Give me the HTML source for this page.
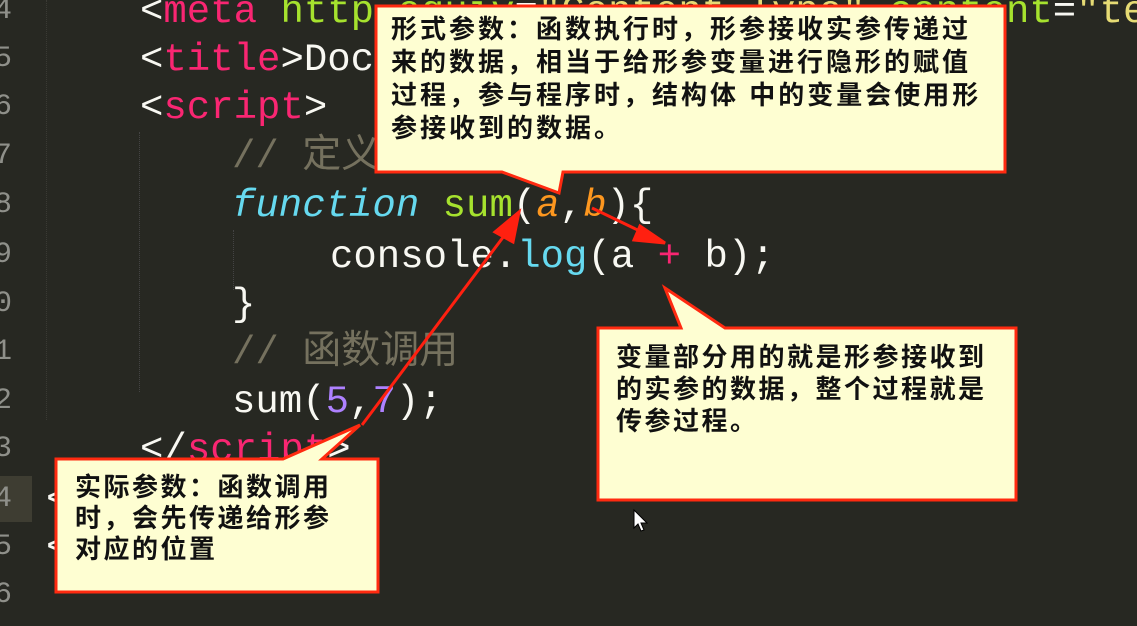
<!DOCTYPE html>
<html><head><meta charset="utf-8"><style>
html,body{margin:0;width:1137px;height:626px;overflow:hidden}
body{background:#272822;position:relative;font-family:"Liberation Mono",monospace}
#w{position:absolute;left:0;top:0;width:1137px;height:626px;overflow:hidden}
.ln{position:absolute;left:-14px;width:26px;text-align:right;color:#8f908a;font-size:30px;font-family:"Liberation Mono",monospace}
.c{position:absolute;font-size:39px;line-height:48px;white-space:pre;color:#f8f8f2;font-family:"Liberation Mono","Noto Sans CJK SC",monospace}
.p{color:#f92672}.g{color:#a6e22e}.y{color:#e6db74}.cy{color:#66d9ef}.o{color:#fd971f}.pu{color:#ae81ff}.cm{color:#75715e}
.t{position:absolute;font-family:"Liberation Sans","WenQuanYi Zen Hei","Noto Sans CJK SC",sans-serif;font-weight:bold;font-size:26px;color:#111;white-space:pre;letter-spacing:2.5px}
</style></head><body><div id="w">
<div style="position:absolute;left:0;top:476px;width:32px;height:46px;background:#3e3d32"></div>
<div style="position:absolute;left:46px;top:0;height:420px;border-left:1px dotted #3a3a34"></div>
<div style="position:absolute;left:139px;top:132px;height:260px;border-left:1px dotted #444"></div>
<div style="position:absolute;left:233px;top:230px;height:60px;border-left:1px dotted #444"></div>
<div class="ln" style="top:-6px">4</div><div class="ln" style="top:42px">5</div><div class="ln" style="top:90px">6</div><div class="ln" style="top:139px">7</div><div class="ln" style="top:188px">8</div><div class="ln" style="top:238px">9</div><div class="ln" style="top:287px">0</div><div class="ln" style="top:335px">1</div><div class="ln" style="top:384px">2</div><div class="ln" style="top:432px">3</div><div class="ln" style="top:482px">4</div><div class="ln" style="top:530px">5</div><div class="ln" style="top:578px">6</div>
<div class="c" style="left:140px;top:-12px">&lt;<span class="p">meta</span> <span class="g">http-equiv</span>=<span class="y">"Content-Type"</span> <span class="g">content</span>=<span class="y">"te</span></div>
<div class="c" style="left:140px;top:36px">&lt;<span class="p">title</span>&gt;Document&lt;/<span class="p">title</span>&gt;</div>
<div class="c" style="left:140px;top:84px">&lt;<span class="p">script</span>&gt;</div>
<div class="c cm" style="left:232px;top:133px">// 定义函数</div>
<div class="c" style="left:232px;top:182px"><i class="cy">function</i> <span class="g">sum</span>(<i class="o">a</i>,<i class="o">b</i>){</div>
<div class="c" style="left:330px;top:233px">console.<span class="cy">log</span>(a <span class="p">+</span> b);</div>
<div class="c" style="left:232px;top:281px">}</div>
<div class="c cm" style="left:232px;top:329px">// 函数调用</div>
<div class="c" style="left:232px;top:378px">sum(<span class="pu">5</span>,<span class="pu">7</span>);</div>
<div class="c" style="left:140px;top:426px">&lt;/<span class="p">script</span>&gt;</div>
<div class="c" style="left:46px;top:476px">&lt;/<span class="p">head</span>&gt;</div>
<div class="c" style="left:46px;top:524px">&lt;<span class="p">body</span>&gt;</div>
<svg width="1137" height="626" style="position:absolute;left:0;top:0">
<g fill="#fefed2" stroke="#ff2a10" stroke-width="3" stroke-linejoin="miter">
<path d="M376,6 H1005 V172 H563 L559,193 L502,172 H376 Z"/>
<path d="M56,459 H283 L360,425 L322,459 H378 V592 H56 Z"/>
<path d="M598,328 H681 L665,288 L725,328 H1016 V500 H598 Z"/>
</g>
<g stroke="#ff2010" stroke-width="3" fill="#ff2010">
<line x1="362" y1="425" x2="510" y2="228"/>
<polygon points="519,212 495,232 513,242"/>
<line x1="592" y1="208" x2="648" y2="235"/>
<polygon points="665,243 640,226 634,240"/>
</g>
<path d="M634,510 l0,18 l4,-4 l3,7 l3,-1 l-3,-7 l6,0 z" fill="#fff" stroke="#000" stroke-width="1"/>
</svg>
<div class="t" style="left:391px;top:13px;line-height:33px;letter-spacing:3px">形式参数：函数执行时，形参接收实参传递过
来的数据，相当于给形参变量进行隐形的赋值
过程，参与程序时，结构体 中的变量会使用形
参接收到的数据。</div>
<div class="t" style="left:75px;top:472px;line-height:31px">实际参数：函数调用
时，会先传递给形参
对应的位置</div>
<div class="t" style="left:616px;top:341px;line-height:32px">变量部分用的就是形参接收到
的实参的数据，整个过程就是
传参过程。</div>
</div></body></html>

::::::

◆ Do this ◆
Copy each line exactly, and leave the pictures out of your copy.

◆ Written reply ◆
Give me the HTML source for this page.
<!DOCTYPE html>
<html><head><meta charset="utf-8"><style>
html,body{margin:0;width:1137px;height:626px;overflow:hidden}
body{background:#272822;position:relative;font-family:"Liberation Mono",monospace}
#w{position:absolute;left:0;top:0;width:1137px;height:626px;overflow:hidden}
.ln{position:absolute;left:-14px;width:26px;text-align:right;color:#8f908a;font-size:30px;font-family:"Liberation Mono",monospace}
.c{position:absolute;font-size:39px;line-height:48px;white-space:pre;color:#f8f8f2;font-family:"Liberation Mono","Noto Sans CJK SC",monospace}
.p{color:#f92672}.g{color:#a6e22e}.y{color:#e6db74}.cy{color:#66d9ef}.o{color:#fd971f}.pu{color:#ae81ff}.cm{color:#75715e}
.t{position:absolute;font-family:"Liberation Sans","WenQuanYi Zen Hei","Noto Sans CJK SC",sans-serif;font-weight:bold;font-size:26px;color:#111;white-space:pre;letter-spacing:2.5px}
</style></head><body><div id="w">
<div style="position:absolute;left:0;top:476px;width:32px;height:46px;background:#3e3d32"></div>
<div style="position:absolute;left:46px;top:0;height:420px;border-left:1px dotted #3a3a34"></div>
<div style="position:absolute;left:139px;top:132px;height:260px;border-left:1px dotted #444"></div>
<div style="position:absolute;left:233px;top:230px;height:60px;border-left:1px dotted #444"></div>
<div class="ln" style="top:-6px">4</div><div class="ln" style="top:42px">5</div><div class="ln" style="top:90px">6</div><div class="ln" style="top:139px">7</div><div class="ln" style="top:188px">8</div><div class="ln" style="top:238px">9</div><div class="ln" style="top:287px">0</div><div class="ln" style="top:335px">1</div><div class="ln" style="top:384px">2</div><div class="ln" style="top:432px">3</div><div class="ln" style="top:482px">4</div><div class="ln" style="top:530px">5</div><div class="ln" style="top:578px">6</div>
<div class="c" style="left:140px;top:-12px">&lt;<span class="p">meta</span> <span class="g">http-equiv</span>=<span class="y">"Content-Type"</span> <span class="g">content</span>=<span class="y">"te</span></div>
<div class="c" style="left:140px;top:36px">&lt;<span class="p">title</span>&gt;Document&lt;/<span class="p">title</span>&gt;</div>
<div class="c" style="left:140px;top:84px">&lt;<span class="p">script</span>&gt;</div>
<div class="c cm" style="left:232px;top:133px">// 定义函数</div>
<div class="c" style="left:232px;top:182px"><i class="cy">function</i> <span class="g">sum</span>(<i class="o">a</i>,<i class="o">b</i>){</div>
<div class="c" style="left:330px;top:233px">console.<span class="cy">log</span>(a <span class="p">+</span> b);</div>
<div class="c" style="left:232px;top:281px">}</div>
<div class="c cm" style="left:232px;top:329px">// 函数调用</div>
<div class="c" style="left:232px;top:378px">sum(<span class="pu">5</span>,<span class="pu">7</span>);</div>
<div class="c" style="left:140px;top:426px">&lt;/<span class="p">script</span>&gt;</div>
<div class="c" style="left:46px;top:476px">&lt;/<span class="p">head</span>&gt;</div>
<div class="c" style="left:46px;top:524px">&lt;<span class="p">body</span>&gt;</div>
<svg width="1137" height="626" style="position:absolute;left:0;top:0">
<g fill="#fefed2" stroke="#ff2a10" stroke-width="3" stroke-linejoin="miter">
<path d="M376,6 H1005 V172 H563 L559,193 L502,172 H376 Z"/>
<path d="M56,459 H283 L360,425 L322,459 H378 V592 H56 Z"/>
<path d="M598,328 H681 L665,288 L725,328 H1016 V500 H598 Z"/>
</g>
<g stroke="#ff2010" stroke-width="3" fill="#ff2010">
<line x1="362" y1="425" x2="510" y2="228"/>
<polygon points="519,212 495,232 513,242"/>
<line x1="592" y1="208" x2="648" y2="235"/>
<polygon points="665,243 640,226 634,240"/>
</g>
<path d="M634,510 l0,18 l4,-4 l3,7 l3,-1 l-3,-7 l6,0 z" fill="#fff" stroke="#000" stroke-width="1"/>
</svg>
<div class="t" style="left:391px;top:13px;line-height:33px;letter-spacing:3px">形式参数：函数执行时，形参接收实参传递过
来的数据，相当于给形参变量进行隐形的赋值
过程，参与程序时，结构体 中的变量会使用形
参接收到的数据。</div>
<div class="t" style="left:75px;top:472px;line-height:31px">实际参数：函数调用
时，会先传递给形参
对应的位置</div>
<div class="t" style="left:616px;top:341px;line-height:32px">变量部分用的就是形参接收到
的实参的数据，整个过程就是
传参过程。</div>
</div></body></html>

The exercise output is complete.